When I first arrived at Camp Bastion in the Summer of 2006 there were just three names inscribed on its memorial to the lost. One was familiar to me. It was that of a proud man who had repeatedly and relentlessly given his all to his country, and where he could have justifiably taken things easy he always chose the hardest route, never reluctant to put himself at risk for a cause he believed in.

By the time I left for home, seven months later, the list of the dead on the cross, crafted out of spent 30mm cannon shells, had lengthened to nineteen. Since then space on the memorial has become increasingly hard to find as more selfless individuals have given their lives. As the fatality list has swelled so has the number of people on it I regard as having been friends. Several were men of the 1st Battalion the Royal Irish Regiment, some of whom I commanded: others colleagues from different regiments. Departing Helmand for the third time in 2011 the memorial was already well on its way to 400.

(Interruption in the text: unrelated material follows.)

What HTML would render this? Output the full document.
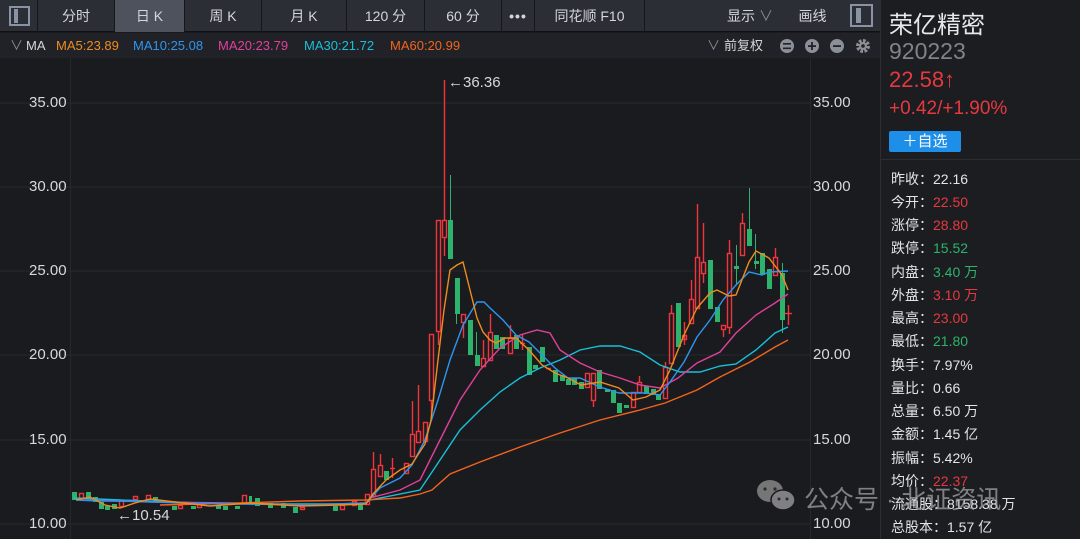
<!DOCTYPE html>
<html><head><meta charset="utf-8"><style>
*{margin:0;padding:0;box-sizing:border-box}
body{width:1080px;height:539px;background:#1a1b1f;font-family:"Liberation Sans","Noto Sans CJK SC",sans-serif;overflow:hidden;position:relative;color:#d0d2d6}
.tb{position:absolute;left:0;top:0;width:880px;height:32px;background:#2b2e35;border-bottom:1px solid #111}
.b{position:absolute;top:0;height:32px;line-height:32px;text-align:center;font-size:14px;color:#d4d6da;border-right:1px solid #16171a}
.ma{position:absolute;left:0;top:33px;width:880px;height:25px;background:#202227;font-size:13px;line-height:25px}
.ma span{position:absolute;top:0}
.rp{position:absolute;left:880px;top:0;width:200px;height:539px;background:#1c1d21;border-left:1px solid #2c2e33}
.row{position:absolute;left:10px;font-size:14px;color:#e2e4e8}
.r{color:#e5393f}.g{color:#2db36b}
.ax{position:absolute;font-size:15px;color:#d6d8dc}
</style></head><body>
<div class="tb">
<div class="b" style="left:0;width:38px"><div style="position:absolute;left:9px;top:6px;width:21px;height:20px;border:2px solid #8a93a3"><div style="position:absolute;left:3px;top:1px;width:4px;height:14px;background:#8a93a3"></div></div></div>
<div class="b" style="left:38px;width:77px">分时</div>
<div class="b" style="left:115px;width:70px;background:#4d525c">日 K</div>
<div class="b" style="left:185px;width:77px">周 K</div>
<div class="b" style="left:262px;width:85px">月 K</div>
<div class="b" style="left:347px;width:78px">120 分</div>
<div class="b" style="left:425px;width:77px">60 分</div>
<div class="b" style="left:502px;width:33px;font-weight:bold;letter-spacing:1px">•••</div>
<div class="b" style="left:535px;width:110px">同花顺 F10</div>
<div class="b" style="left:715px;width:70px;border:none">显示 <span style="color:#8a8f98">∨</span></div>
<div class="b" style="left:790px;width:45px;border:none">画线</div>
<div style="position:absolute;left:850px;top:4px;width:23px;height:23px;border:2px solid #8a93a3"><div style="position:absolute;left:4px;top:2px;width:5px;height:15px;background:#8a93a3"></div></div>
</div>
<div class="ma">
<span style="left:10px;color:#8a8f98">∨</span><span style="left:26px;color:#d4d6da">MA</span>
<span style="left:56px;color:#f08c1e">MA5:23.89</span>
<span style="left:133px;color:#2d96f0">MA10:25.08</span>
<span style="left:218px;color:#e0409a">MA20:23.79</span>
<span style="left:304px;color:#18c0d8">MA30:21.72</span>
<span style="left:390px;color:#f2641e">MA60:20.99</span>
<span style="left:707px;color:#8a8f98">∨</span><span style="left:724px;color:#d4d6da">前复权</span>
<svg style="position:absolute;left:778px;top:5px" width="96" height="16">
<circle cx="9" cy="8" r="7" fill="#8a8f98"/><rect x="5" y="5" width="8" height="1.6" fill="#202227"/><rect x="5" y="9.5" width="8" height="1.6" fill="#202227"/>
<circle cx="34" cy="8" r="7" fill="#8a8f98"/><rect x="30" y="7.2" width="8" height="1.8" fill="#202227"/><rect x="33.1" y="4" width="1.8" height="8" fill="#202227"/>
<circle cx="59" cy="8" r="7" fill="#8a8f98"/><rect x="55" y="7.2" width="8" height="1.8" fill="#202227"/>
<circle cx="85" cy="8" r="5" fill="none" stroke="#8a8f98" stroke-width="4" stroke-dasharray="2.5 1.4"/><circle cx="85" cy="8" r="4" fill="#8a8f98"/><circle cx="85" cy="8" r="1.8" fill="#202227"/>
</svg>
</div>
<svg style="position:absolute;left:0;top:58px" width="880" height="481" viewBox="0 58 880 481">
<g stroke="#26282d" stroke-width="1">
<line x1="0" y1="103" x2="810" y2="103"/><line x1="0" y1="187" x2="810" y2="187"/><line x1="0" y1="271" x2="810" y2="271"/><line x1="0" y1="355" x2="810" y2="355"/><line x1="0" y1="440" x2="810" y2="440"/><line x1="0" y1="524" x2="810" y2="524"/>
<line x1="70.5" y1="58" x2="70.5" y2="539"/><line x1="810.5" y1="58" x2="810.5" y2="539"/>
</g>
<g fill="#2db36b">
<rect x="72" y="492" width="5" height="8"/><rect x="86" y="492" width="5" height="6"/><rect x="93" y="497" width="5" height="5"/><rect x="99" y="502" width="5" height="7"/><rect x="105" y="506" width="5" height="4"/><rect x="112" y="504" width="5" height="5"/><rect x="153" y="497" width="5" height="5"/><rect x="172" y="506" width="5" height="4"/><rect x="191" y="506" width="5" height="3"/><rect x="216" y="505" width="5" height="4"/><rect x="223" y="506" width="5" height="4"/><rect x="235" y="506" width="5" height="3"/><rect x="249" y="496" width="3" height="6"/><rect x="255" y="498" width="5" height="8"/><rect x="268" y="503" width="5" height="5"/><rect x="281" y="503" width="5" height="5"/><rect x="293" y="507" width="5" height="6"/><rect x="333" y="506" width="5" height="5"/><rect x="358" y="504" width="5" height="6"/>
</g>
<g fill="none" stroke="#f0363c" stroke-width="1.4">
<rect x="79.5" y="493.5" width="4" height="5"/><rect x="119.5" y="500.5" width="4" height="6"/><rect x="133.5" y="496.5" width="4" height="3"/><rect x="146.5" y="495.5" width="4" height="4"/><rect x="178.5" y="505.5" width="4" height="3"/><rect x="197.5" y="504.5" width="4" height="3"/><rect x="242.5" y="495.5" width="4" height="8"/><rect x="300.5" y="507.5" width="4" height="2"/><rect x="340.5" y="505.5" width="4" height="4"/><rect x="352.5" y="501.5" width="4" height="4"/><rect x="365.5" y="494.5" width="4" height="10"/>
<rect x="371.5" y="469.5" width="4" height="27"/><line x1="373.5" y1="452" x2="373.5" y2="469"/>
<rect x="378.5" y="465.5" width="4" height="11"/><line x1="380.5" y1="454" x2="380.5" y2="465"/>
<line x1="392.5" y1="458" x2="392.5" y2="478"/><line x1="390" y1="468.5" x2="395" y2="468.5"/>
<rect x="404.5" y="463.5" width="4" height="10"/>
<rect x="410.5" y="434.5" width="4" height="22"/><line x1="412.5" y1="401" x2="412.5" y2="434"/>
<rect x="416.5" y="431.5" width="4" height="11"/><line x1="418.5" y1="385" x2="418.5" y2="431"/>
<rect x="423.5" y="422.5" width="4" height="19"/>
<rect x="429.5" y="334.5" width="4" height="66"/><line x1="431.5" y1="400" x2="431.5" y2="420"/>
<rect x="436.5" y="220.5" width="4" height="111"/><line x1="438.5" y1="331" x2="438.5" y2="345"/>
<rect x="442.5" y="220.5" width="4" height="17"/><line x1="444.5" y1="80" x2="444.5" y2="220"/><line x1="444.5" y1="237" x2="444.5" y2="256"/>
<rect x="461.5" y="314.5" width="4" height="8"/><line x1="463.5" y1="322" x2="463.5" y2="338"/>
<rect x="481.5" y="358.5" width="4" height="8"/><line x1="483.5" y1="340" x2="483.5" y2="358"/>
<rect x="488.5" y="332.5" width="4" height="28"/><line x1="490.5" y1="314" x2="490.5" y2="332"/>
<rect x="508.5" y="338.5" width="4" height="15"/><line x1="510.5" y1="325" x2="510.5" y2="338"/>
<line x1="522.5" y1="334" x2="522.5" y2="350"/><line x1="520" y1="343.5" x2="525" y2="343.5"/>
<line x1="546" y1="368.5" x2="551" y2="368.5"/>
<rect x="585.5" y="373.5" width="4" height="14"/>
<rect x="591.5" y="373.5" width="4" height="27"/><line x1="593.5" y1="400" x2="593.5" y2="407"/>
<rect x="631.5" y="392.5" width="4" height="15"/>
<rect x="637.5" y="382.5" width="4" height="10"/><line x1="639.5" y1="376" x2="639.5" y2="382"/>
<rect x="663.5" y="367.5" width="4" height="31"/><line x1="665.5" y1="362" x2="665.5" y2="367"/>
<rect x="669.5" y="313.5" width="4" height="50"/><line x1="671.5" y1="305" x2="671.5" y2="313"/>
<rect x="682.5" y="335.5" width="4" height="4"/><line x1="684.5" y1="322" x2="684.5" y2="345"/>
<rect x="689.5" y="299.5" width="4" height="24"/><line x1="691.5" y1="280" x2="691.5" y2="299"/>
<rect x="695.5" y="257.5" width="4" height="51"/><line x1="697.5" y1="204" x2="697.5" y2="257"/>
<rect x="701.5" y="262.5" width="4" height="11"/><line x1="703.5" y1="223" x2="703.5" y2="262"/><line x1="703.5" y1="274" x2="703.5" y2="283"/>
<rect x="721.5" y="325.5" width="4" height="4"/><line x1="723.5" y1="329" x2="723.5" y2="337"/>
<rect x="727.5" y="253.5" width="4" height="74"/><line x1="729.5" y1="240" x2="729.5" y2="253"/><line x1="729.5" y1="327" x2="729.5" y2="334"/>
<rect x="740.5" y="223.5" width="4" height="32"/><line x1="742.5" y1="213" x2="742.5" y2="223"/>
<rect x="773.5" y="257.5" width="4" height="18"/><line x1="775.5" y1="248" x2="775.5" y2="257"/>
<line x1="788.5" y1="305" x2="788.5" y2="325"/><line x1="785" y1="313.5" x2="792" y2="313.5"/>
</g>
<g fill="#2db36b">
<rect x="384" y="471" width="5" height="9"/><rect x="448" y="220" width="5" height="39"/><rect x="450" y="175" width="1" height="45"/>
<rect x="455" y="278" width="5" height="36"/><rect x="456" y="314" width="1" height="10"/>
<rect x="468" y="320" width="5" height="35"/><rect x="475" y="355" width="5" height="11"/><rect x="476" y="332" width="1" height="23"/>
<rect x="494" y="335" width="5" height="14"/><rect x="500" y="337" width="5" height="12"/><rect x="514" y="335" width="5" height="14"/>
<rect x="527" y="347" width="5" height="28"/><rect x="533" y="365" width="5" height="4"/><rect x="540" y="347" width="5" height="15"/>
<rect x="553" y="370" width="5" height="12"/><rect x="560" y="375" width="5" height="6"/><rect x="566" y="379" width="5" height="6"/><rect x="572" y="378" width="5" height="7"/><rect x="579" y="382" width="5" height="7"/>
<rect x="597" y="370" width="5" height="19"/><rect x="605" y="389" width="5" height="3"/><rect x="611" y="390" width="5" height="13"/><rect x="617" y="403" width="5" height="10"/><rect x="624" y="405" width="5" height="3"/>
<rect x="644" y="386" width="5" height="8"/><rect x="651" y="389" width="5" height="6"/><rect x="656" y="394" width="5" height="6"/>
<rect x="676" y="303" width="5" height="44"/><rect x="708" y="260" width="5" height="49"/><rect x="715" y="307" width="5" height="15"/>
<rect x="734" y="266" width="5" height="3"/><rect x="736" y="245" width="1" height="40"/><rect x="747" y="229" width="5" height="17"/><rect x="749" y="188" width="1" height="41"/>
<rect x="754" y="261" width="5" height="3"/><rect x="755" y="234" width="1" height="35"/><rect x="760" y="253" width="5" height="22"/><rect x="767" y="269" width="5" height="20"/><rect x="780" y="273" width="5" height="47"/><rect x="782" y="263" width="1" height="70"/>
</g>
<g fill="none" stroke-width="1.4">
<polyline stroke="#18c0d8" points="74,498 120,500 200,503 280,504 340,504 366,503 370,500 420,490 440,460 460,430 480,410 500,392 520,378 540,368 560,360 580,350 600,346 620,346 640,352 660,365 680,372 700,372 720,366 736,364 756,350 775,333 788,327"/>
<polyline stroke="#e0409a" points="80,500 150,502 230,503 300,505 366,504 370,498 400,490 420,480 440,440 460,400 480,370 500,348 520,335 537,330 550,333 560,350 580,363 600,372 620,378 640,385 660,388 678,378 697,363 720,352 736,333 756,315 775,303 788,294"/>
<polyline stroke="#f2641e" points="160,505 240,503 300,501 365,500 400,498 420,494 432,490 450,474 480,462 520,447 560,433 600,420 640,410 665,403 697,390 720,377 750,362 775,347 788,340"/>
<polyline stroke="#2d96f0" points="76,500 100,501 130,501 180,503 240,504 300,505 366,503 380,488 400,478 412,465 425,440 438,400 450,360 463,325 477,302 484,302 490,308 503,320 516,335 529,342 542,355 555,368 568,378 580,378 600,387 619,393 646,393 660,395 670,382 684,362 697,337 710,320 723,300 736,285 749,272 762,275 769,272 788,271"/>
<polyline stroke="#f08c1e" points="76,500 90,497 105,505 120,508 135,503 150,499 175,502 210,506 250,503 300,506 340,505 366,504 373,494 386,480 400,470 412,464 425,444 431,420 438,360 444,310 450,270 457,265 463,262 470,290 477,318 483,332 490,340 496,343 505,338 516,338 529,350 542,365 555,373 568,378 581,385 600,382 619,388 633,400 646,397 660,390 670,370 684,335 697,308 710,293 717,290 729,296 736,295 749,262 756,251 769,258 782,275 788,290"/>
</g>
<text x="448" y="87" fill="#d6d8dc" font-size="15" font-family="Liberation Sans">←36.36</text>
<text x="117" y="520" fill="#d6d8dc" font-size="15" font-family="Liberation Sans">←10.54</text>
</svg>
<div class="ax" style="left:29px;top:94px">35.00</div><div class="ax" style="left:29px;top:178px">30.00</div><div class="ax" style="left:29px;top:262px">25.00</div><div class="ax" style="left:29px;top:346px">20.00</div><div class="ax" style="left:29px;top:431px">15.00</div><div class="ax" style="left:29px;top:515px">10.00</div>
<div class="ax" style="left:813px;top:94px">35.00</div><div class="ax" style="left:813px;top:178px">30.00</div><div class="ax" style="left:813px;top:262px">25.00</div><div class="ax" style="left:813px;top:346px">20.00</div><div class="ax" style="left:813px;top:431px">15.00</div><div class="ax" style="left:813px;top:515px">10.00</div>
<div class="rp">
<div style="position:absolute;left:8px;top:5px;font-size:24px;color:#e6e8ec">荣亿精密</div>
<div style="position:absolute;left:8px;top:38px;font-size:23px;color:#7e838c">920223</div>
<div style="position:absolute;left:8px;top:67px;font-size:22px" class="r">22.58↑</div>
<div style="position:absolute;left:8px;top:98px;font-size:19px" class="r">+0.42/+1.90%</div>
<div style="position:absolute;left:8px;top:131px;width:72px;height:21px;background:#1e8fe8;border-radius:2px;color:#fff;font-size:15px;line-height:21px;text-align:center">＋自选</div>
<div style="position:absolute;left:0;top:159px;width:200px;height:1px;background:#2c2e33"></div>
<div class="row" style="top:169px">昨收：<span>22.16</span></div>
<div class="row" style="top:192px">今开：<span class="r">22.50</span></div>
<div class="row" style="top:215px">涨停：<span class="r">28.80</span></div>
<div class="row" style="top:238px">跌停：<span class="g">15.52</span></div>
<div class="row" style="top:262px">内盘：<span class="g">3.40 万</span></div>
<div class="row" style="top:285px">外盘：<span class="r">3.10 万</span></div>
<div class="row" style="top:308px">最高：<span class="r">23.00</span></div>
<div class="row" style="top:331px">最低：<span class="g">21.80</span></div>
<div class="row" style="top:355px">换手：7.97%</div>
<div class="row" style="top:378px">量比：0.66</div>
<div class="row" style="top:401px">总量：6.50 万</div>
<div class="row" style="top:424px">金额：1.45 亿</div>
<div class="row" style="top:448px">振幅：5.42%</div>
<div class="row" style="top:471px">均价：<span class="r">22.37</span></div>
<div class="row" style="top:494px">流通股：8158.38 万</div>
<div class="row" style="top:517px">总股本：1.57 亿</div>
</div>
<div style="position:absolute;left:756px;top:478px;width:300px;height:36px;opacity:0.72">
<svg width="42" height="34" style="position:absolute;left:0;top:0"><ellipse cx="14" cy="13" rx="13" ry="11" fill="#9a9a9a"/><ellipse cx="27" cy="22" rx="12" ry="10" fill="#a8a8a8" stroke="#1a1b1f" stroke-width="1.5"/><circle cx="9" cy="11" r="1.6" fill="#333"/><circle cx="19" cy="11" r="1.6" fill="#333"/><circle cx="23" cy="21" r="1.5" fill="#333"/><circle cx="31" cy="21" r="1.5" fill="#333"/></svg>
<div style="position:absolute;left:48px;top:2px;font-size:25px;color:#a8a8a8;white-space:nowrap">公众号 · 北证资讯</div>
</div>
</body></html>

Yet it is not just the dead who should be remembered. An exacting price has also been paid by many of the living: those who receive what are called life-changing injuries.

Ministry of Defence figures show that over the past six years – essentially since UK forces moved into Helmand – 1,871 troops were admitted to field hospitals and categorized as wounded in action. Of these almost 550 were described as being seriously or very seriously hurt. Thousands more have been treated for disease and other non-combat related conditions.  As the military reduces in size these figures could quickly come to equal more than a tenth of the strength of the infantry.

In some respects it is those who return maimed who are the truest heroes. They must move on with their lives despite having had – and often continuing – to endure debilitating physical and mental pain. And for the most part they just get on with it. They don’t march down Whitehall calling for compensation, nor do they whine that they were hurt doing something our leaders shouldn’t have involved us in.

All soldiers know what the job entails. They sign up for the mayhem. Perhaps the only things they ask for in return is a degree of understanding for the job they do and recognition of the hardships they face. And when it comes to saluting sacrifice, then all those who have paid a price – whether they died or survived – are worthy of attention, no matter where they appear on a list.

Someone better and wiser than me will eventually conclude whether what we have done in Afghanistan has been for the better – though for what it is worth I take pride what we have done to build a more stable future for the citizens of this unfortunate country – yet one thing I know for sure: those who have imperiled their own safety for the benefit of others are the very best our nation has to offer.